The film is, in fact, a lesson to the secular 'intellectual' who condescends to the ideological reflexes of the Hindi film. Gadar is a pretty crude action film, but it has the implications of communal conflict carefully sorted out. For example, Amisha Patel, who plays the Muslim girl Sakina, marries Tara Singh (Sunny Deol) and voluntarily converts to his faith. Later in the movie, when she's being held against her will in Pakistan and Tara Singh has made his way there, her father, who hates the idea of his daughter having a Sikh husband and child, makes Tara an offer that he thinks he'll have to refuse. One, Tara will have to stay on in Pakistan. Sunny Deol thinks for a moment and grimly nods acceptance. Then the father (Amrish Puri) plays his ace: Tara and his son will have to become Muslims. Since the viewer knows that Sakina converted to Sikhism to marry Tara Singh, he's wide awake at this point, tense with wondering what answer Tara will return. Tara trumps the father's ace: I accept Islam, he says in quiet, measured tones. Give the director Anil Sharma credit: in this romance, both Sikh and Muslim are willing to give up exactly the same things for love. The deal-breaker for Sunny Deol is not Islam: it is the perverse demand that he shout Hindustan Murdabad: an insult to his nationalist honour rather than his religious being.

Why is this important?

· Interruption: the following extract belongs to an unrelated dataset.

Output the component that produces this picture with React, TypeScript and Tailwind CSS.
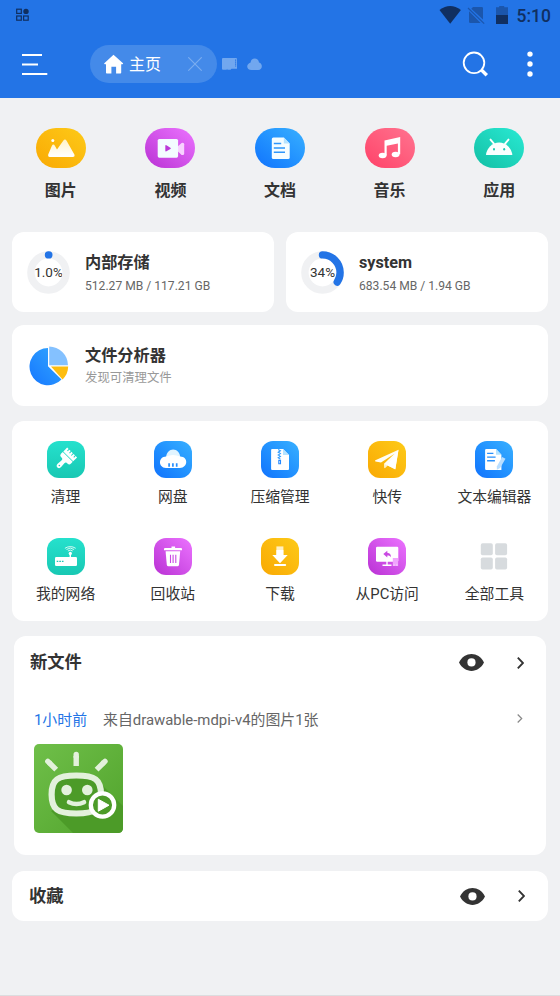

It's important because Gadar was released in 2001, at the end of a decade that had seen horrifying sectarian violence in the wake of the destruction of the Babri Masjid. That a film of that time was so scrupulous in crossing its secular t's and dotting its sectarian i's is a tribute to the bred-in-the-bone pluralism of the Bombay film—the unpartitioned homeland of the people of al-Hind.